• SOURCE MATERIAL

☆ ☆ ☆ ☆ ☆

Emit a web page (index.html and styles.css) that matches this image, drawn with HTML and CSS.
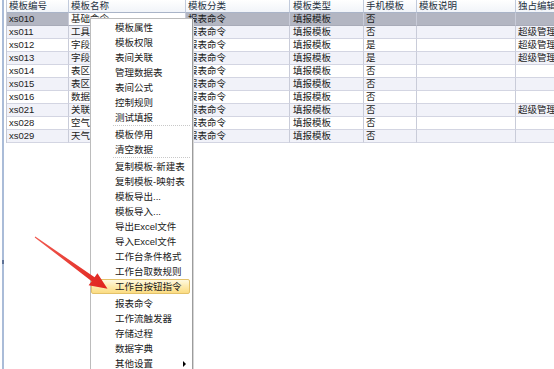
FILE: index.html
```html
<!DOCTYPE html>
<html lang="zh-CN">
<head>
<meta charset="utf-8">
<title>模板列表</title>
<link rel="stylesheet" href="styles.css">
</head>
<body>
<div class="screen">
  <div class="splitter"><span class="grip"></span></div>
  <div class="grid-wrap">
    <table class="grid">
      <colgroup>
        <col class="c1"><col class="c2"><col class="c3"><col class="c4"><col class="c5"><col class="c6"><col class="c7">
      </colgroup>
      <thead>
        <tr><th>模板编号</th><th>模板名称</th><th>模板分类</th><th>模板类型</th><th>手机模板</th><th>模板说明</th><th>独占编辑的用户</th></tr>
      </thead>
      <tbody>
        <tr class="sel"><td>xs010</td><td class="focus">基础命令</td><td>报表命令</td><td>填报模板</td><td>否</td><td></td><td></td></tr>
        <tr class="alt"><td>xs011</td><td>工具栏按钮</td><td>报表命令</td><td>填报模板</td><td>否</td><td></td><td>超级管理员</td></tr>
        <tr><td>xs012</td><td>字段映射</td><td>报表命令</td><td>填报模板</td><td>是</td><td></td><td>超级管理员</td></tr>
        <tr class="alt"><td>xs013</td><td>字段映射表</td><td>报表命令</td><td>填报模板</td><td>是</td><td></td><td>超级管理员</td></tr>
        <tr><td>xs014</td><td>表区域</td><td>报表命令</td><td>填报模板</td><td>否</td><td></td><td></td></tr>
        <tr class="alt"><td>xs015</td><td>表区域二</td><td>报表命令</td><td>填报模板</td><td>否</td><td></td><td></td></tr>
        <tr><td>xs016</td><td>数据关联</td><td>报表命令</td><td>填报模板</td><td>否</td><td></td><td></td></tr>
        <tr class="alt"><td>xs021</td><td>关联报表</td><td>报表命令</td><td>填报模板</td><td>否</td><td></td><td>超级管理员</td></tr>
        <tr><td>xs028</td><td>空气质量</td><td>报表命令</td><td>填报模板</td><td>否</td><td></td><td></td></tr>
        <tr class="alt"><td>xs029</td><td>天气预报</td><td>报表命令</td><td>填报模板</td><td>否</td><td></td><td></td></tr>
      </tbody>
    </table>
  </div>

  <div class="menu">
    <div class="item">模板属性</div>
    <div class="item">模板权限</div>
    <div class="item">表间关联</div>
    <div class="item">管理数据表</div>
    <div class="item">表间公式</div>
    <div class="item">控制规则</div>
    <div class="item">测试填报</div>
    <div class="sep"></div>
    <div class="item">模板停用</div>
    <div class="item">清空数据</div>
    <div class="sep"></div>
    <div class="item">复制模板-新建表</div>
    <div class="item">复制模板-映射表</div>
    <div class="item">模板导出...</div>
    <div class="item">模板导入...</div>
    <div class="item">导出Excel文件</div>
    <div class="item">导入Excel文件</div>
    <div class="item">工作台条件格式</div>
    <div class="item">工作台取数规则</div>
    <div class="item hot">工作台按钮指令</div>
    <div class="sep blank"></div>
    <div class="item">报表命令</div>
    <div class="item">工作流触发器</div>
    <div class="item">存储过程</div>
    <div class="item">数据字典</div>
    <div class="item">其他设置<span class="caret"></span></div>
  </div>

  <svg class="arrow" width="554" height="369" viewBox="0 0 554 369" aria-hidden="true">
    <defs>
      <linearGradient id="ag" x1="35" y1="237" x2="108" y2="289" gradientUnits="userSpaceOnUse">
        <stop offset="0" stop-color="#f05a50"/>
        <stop offset="1" stop-color="#e0231d"/>
      </linearGradient>
    </defs>
    <polygon points="35.3,236.6 94.6,277.2 97.4,273.2 107.5,288.8 88.6,285.2 91.7,281.2 34.7,237.4" fill="url(#ag)"/>
  </svg>
</div>
</body>
</html>
```

FILE: styles.css
```css
* { box-sizing: border-box; }
html, body { margin: 0; padding: 0; background: #fff; }
body {
  font-family: "Liberation Sans", "Noto Sans CJK SC", sans-serif;
  font-size: 9.5px;
  color: #1c1c1c;
}
.screen {
  position: relative;
  width: 554px;
  height: 369px;
  overflow: hidden;
  display: flex;
  background: #fff;
}
.splitter {
  position: relative;
  flex: none;
  width: 2px;
  margin: 0 2px;
  background: #aabcd8;
}
.grip {
  position: absolute;
  left: 0;
  top: 260px;
  width: 2px;
  height: 4px;
  background: #5e7296;
}
.grid-wrap { flex: none; width: 640px; }
.grid {
  width: 640px;
  table-layout: fixed;
  border-collapse: separate;
  border-spacing: 0;
  border-left: 1px solid #c4c9d6;
}
.c1 { width: 62px; }
.c2 { width: 117px; }
.c3 { width: 104px; }
.c4 { width: 74px; }
.c5 { width: 53px; }
.c6 { width: 99px; }
.c7 { width: 131px; }
th, td {
  padding: 0 0 0 2px;
  line-height: 12px;
  white-space: nowrap;
  overflow: hidden;
  text-align: left;
  font-weight: normal;
  border-right: 1px solid #c9ccd9;
  border-bottom: 1px solid #d3d5e2;
}
th {
  color: #25303f;
  background: linear-gradient(#ffffff, #f1f4f9);
  border-right-color: #c2cbdc;
  border-bottom-color: #a9b4c8;
}
td:nth-child(4), th:nth-child(4) { padding-left: 3px; }
tr.alt td { background: #f1f2f9; }
tr.sel td { background: #b3b6c2; border-bottom-color: #a8abb8; }
tr.sel td.focus { background: #fff; }
.menu {
  position: absolute;
  left: 90px;
  top: 18px;
  width: 103px;
  height: 360px;
  padding: 1px 2px 1px 0;
  background: #fff;
  border: 1px solid #bcbcbc;
  border-right-color: #9c9c9c;
  box-shadow: 1px 1px 0 #d6d6d6;
  font-family: "Liberation Sans", "Noto Sans CJK SC", sans-serif;
  font-size: 9.5px;
  color: #1a1a1a;
}
.item {
  display: flex;
  align-items: center;
  justify-content: space-between;
  height: 15px;
  line-height: 13px;
  padding: 0 3px 0 23px;
  border: 1px solid transparent;
  border-radius: 2px;
  white-space: nowrap;
}
.item.hot {
  background: linear-gradient(#fff9df, #fdeaae 50%, #fbdc82);
  border-color: #e3c26a;
}
.sep {
  height: 2px;
  margin: 0 0 0 22px;
  border-top: 1px dotted #c8c8c8;
}
.sep.blank { border-top-color: transparent; }
.caret {
  width: 0;
  height: 0;
  border-left: 3px solid #000;
  border-top: 3px solid transparent;
  border-bottom: 3px solid transparent;
}
.arrow {
  position: absolute;
  left: 0;
  top: 0;
  pointer-events: none;
}
```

☆ ☆ ☆ ☆ ☆

• WHAT THE EXERCISE ASKS
Find every line containing the word "index", then give the total and nothing more.

• RESPONSE
2